Version of orchestrator

In [2]:
!prefect --version

3.4.5


In [20]:
import pandas as pd
import os

In [4]:
march_2023 =  pd.read_parquet('https://d37ci6vzurychx.cloudfront.net/trip-data/yellow_tripdata_2023-03.parquet')


In [5]:
march_2023.shape

(3403766, 19)

In [6]:
print('Total records :', march_2023.shape[0])

Total records : 3403766


Data Preparation

In [7]:
def read_dataframe(filename):
    df = pd.read_parquet(filename)

    df['duration'] = df.tpep_dropoff_datetime - df.tpep_pickup_datetime
    df.duration = df.duration.dt.total_seconds() / 60

    df = df[(df.duration >= 1) & (df.duration <= 60)]

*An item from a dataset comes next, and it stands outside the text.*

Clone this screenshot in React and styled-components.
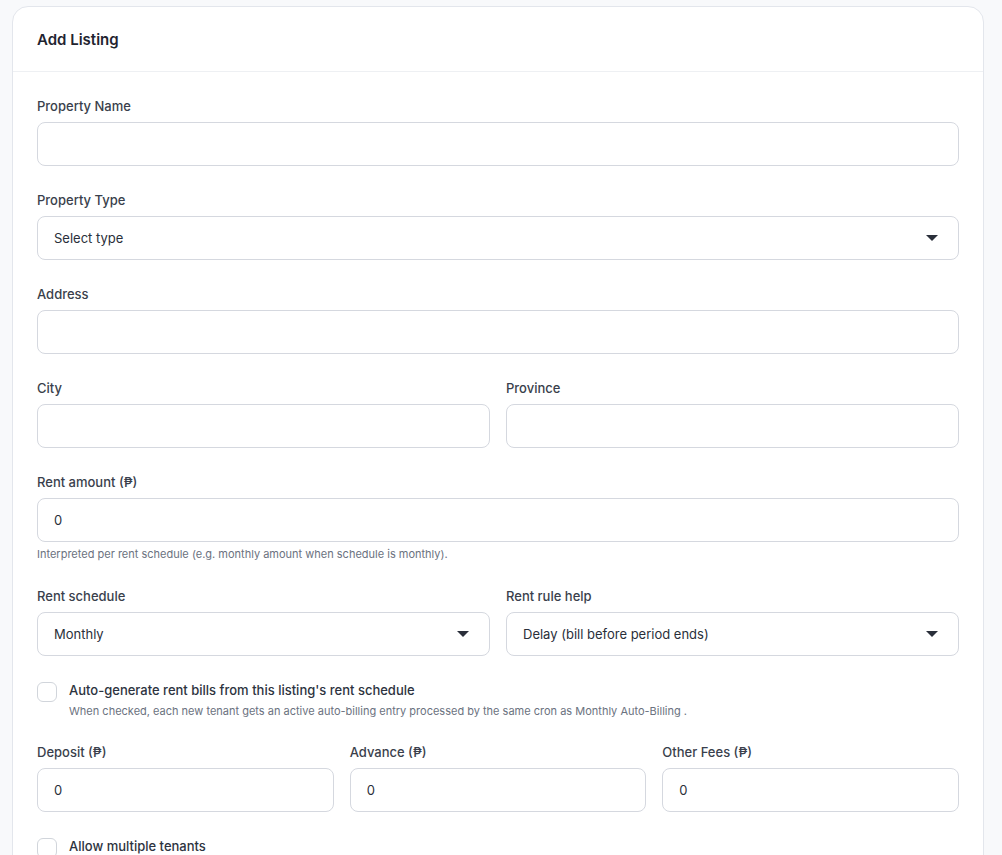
import React from 'react';
import styled, { createGlobalStyle } from 'styled-components';

const Global = createGlobalStyle`
  html, body {
    margin: 0;
    background: #f8f9fb;
    font-family: Inter, "Noto Sans", sans-serif;
    color: #2d3340;
  }
`;

const Page = styled.div`
  padding: 6px 18px 0 12px;
`;

const Card = styled.div`
  background: #fff;
  border: 1px solid #e3e6ec;
  border-radius: 16px;
  overflow: hidden;
`;

const Header = styled.div`
  height: 64px;
  padding: 0 24px;
  display: flex;
  align-items: center;
  border-bottom: 1px solid #eef0f3;
`;

const Title = styled.h2`
  margin: 0;
  font-size: 15px;
  font-weight: 600;
  color: #1f2430;
`;

const Body = styled.div`
  padding: 25px 24px 40px;
  display: flex;
  flex-direction: column;
  gap: 25px;
`;

const Row = styled.div`
  display: grid;
  grid-template-columns: repeat(${p => p.cols || 1}, 1fr);
  gap: 16px;
`;

const Field = styled.div`
  display: flex;
  flex-direction: column;
`;

const Label = styled.label`
  font-size: 13px;
  font-weight: 500;
  line-height: 18px;
  color: #3a3f4c;
  margin-bottom: 7px;
`;

const Input = styled.input`
  box-sizing: border-box;
  height: 44px;
  width: 100%;
  border: 1px solid #d5d8df;
  border-radius: 8px;
  padding: 0 16px;
  font-family: inherit;
  font-size: 13px;
  color: #2a2f3a;
  background: #fff;
  outline: none;
`;

const SelectWrap = styled.div`
  position: relative;
`;

const Select = styled.select`
  box-sizing: border-box;
  height: 44px;
  width: 100%;
  border: 1px solid #d5d8df;
  border-radius: 8px;
  padding: 0 40px 0 16px;
  font-family: inherit;
  font-size: 13px;
  color: #2a2f3a;
  background: #fff;
  appearance: none;
  outline: none;
`;

const Caret = styled.span`
  position: absolute;
  right: 21px;
  top: 19px;
  width: 0;
  height: 0;
  border-left: 6px solid transparent;
  border-right: 6px solid transparent;
  border-top: 6px solid #2a2f3a;
  pointer-events: none;
`;

const Hint = styled.div`
  font-size: 11px;
  line-height: 14px;
  color: #6b7280;
  margin-top: 5px;
  margin-bottom: 1px;
`;

const CheckRow = styled.label`
  display: flex;
  align-items: flex-start;
  gap: 12px;
`;

const Box = styled.span`
  flex: none;
  box-sizing: border-box;
  width: 20px;
  height: 20px;
  margin-top: 1px;
  border: 1px solid #d1d5db;
  border-radius: 6px;
  background: #fff;
`;

const CheckText = styled.div`
  display: flex;
  flex-direction: column;
`;

const CheckTitle = styled.span`
  font-size: 13px;
  font-weight: 500;
  line-height: 18px;
  color: #2d3340;
`;

const CheckHint = styled.span`
  font-size: 11px;
  line-height: 14px;
  color: #6b7280;
  margin-top: 5px;
`;

function TextField({ label, value, hint }) {
  return (
    <Field>
      <Label>{label}</Label>
      <Input defaultValue={value} />
      {hint && <Hint>{hint}</Hint>}
    </Field>
  );
}

function SelectField({ label, value }) {
  return (
    <Field>
      <Label>{label}</Label>
      <SelectWrap>
        <Select defaultValue={value}>
          <option>{value}</option>
        </Select>
        <Caret />
      </SelectWrap>
    </Field>
  );
}

function Check({ title, hint }) {
  return (
    <CheckRow>
      <Box />
      <CheckText>
        <CheckTitle>{title}</CheckTitle>
        {hint && <CheckHint>{hint}</CheckHint>}
      </CheckText>
    </CheckRow>
  );
}

export default function App() {
  return (
    <Page>
      <Global />
      <Card>
        <Header>
          <Title>Add Listing</Title>
        </Header>
        <Body>
          <TextField label="Property Name" />
          <SelectField label="Property Type" value="Select type" />
          <TextField label="Address" />
          <Row cols={2}>
            <TextField label="City" />
            <TextField label="Province" />
          </Row>
          <TextField
            label="Rent amount (₱)"
            value="0"
            hint="Interpreted per rent schedule (e.g. monthly amount when schedule is monthly)."
          />
          <Row cols={2}>
            <SelectField label="Rent schedule" value="Monthly" />
            <SelectField label="Rent rule help" value="Delay (bill before period ends)" />
          </Row>
          <Check
            title="Auto-generate rent bills from this listing's rent schedule"
            hint="When checked, each new tenant gets an active auto-billing entry processed by the same cron as Monthly Auto-Billing ."
          />
          <Row cols={3}>
            <TextField label="Deposit (₱)" value="0" />
            <TextField label="Advance (₱)" value="0" />
            <TextField label="Other Fees (₱)" value="0" />
          </Row>
          <Check title="Allow multiple tenants" />
        </Body>
      </Card>
    </Page>
  );
}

    categorical = ['PULocationID', 'DOLocationID']
    df[categorical] = df[categorical].astype(str)
    
    return df

In [8]:
filename = 'https://d37ci6vzurychx.cloudfront.net/trip-data/yellow_tripdata_2023-03.parquet'

In [9]:
df = read_dataframe(filename)

In [10]:
print('Size of the result: ',df.shape[0])

Size of the result:  3316216


In [11]:
from prefect import task,flow
from sklearn.feature_extraction import DictVectorizer
from sklearn.linear_model import LinearRegression
from sklearn.metrics import mean_squared_error
import numpy as np
import mlflow

In [12]:
@task
def clean_data(df:pd.DataFrame):
    df['duration'] = df['tpep_dropoff_datetime'] - df['tpep_pickup_datetime']
    df['duration'] = pd.to_timedelta(df['duration']).dt.total_seconds() / 60
    df_no_outliers = df[df['duration'].between(1,60)]
    df_new = df_no_outliers[['PULocationID','DOLocationID']]
    df_new['PULocationID'] = df_new['PULocationID'].astype(str)
    df_new['DOLocationID'] = df_new['DOLocationID'].astype(str)
    return df_new, df_no_outliers

In [13]:
@task
def vectorize_data(df:pd.DataFrame, df_no_outliers:pd.DataFrame):
    dicts = df[['PULocationID', 'DOLocationID']].to_dict(orient='records')
    dv = DictVectorizer()
    X = dv.fit_transform(dicts)
    y =  df_no_outliers['duration'].values
    return X,y


In [14]:
@task
def train_model(X,y):
    model = LinearRegression()
    model.fit(X, y)
    print("******** Model intercept ********* :",model.intercept_)
    return model, model.intercept_

In [15]:
@flow
def main(df):
    df_new, df_no_outliers = clean_data(df)
    X,y = vectorize_data(df_new, df_no_outliers)
    model,model_intercept = train_model(X,y)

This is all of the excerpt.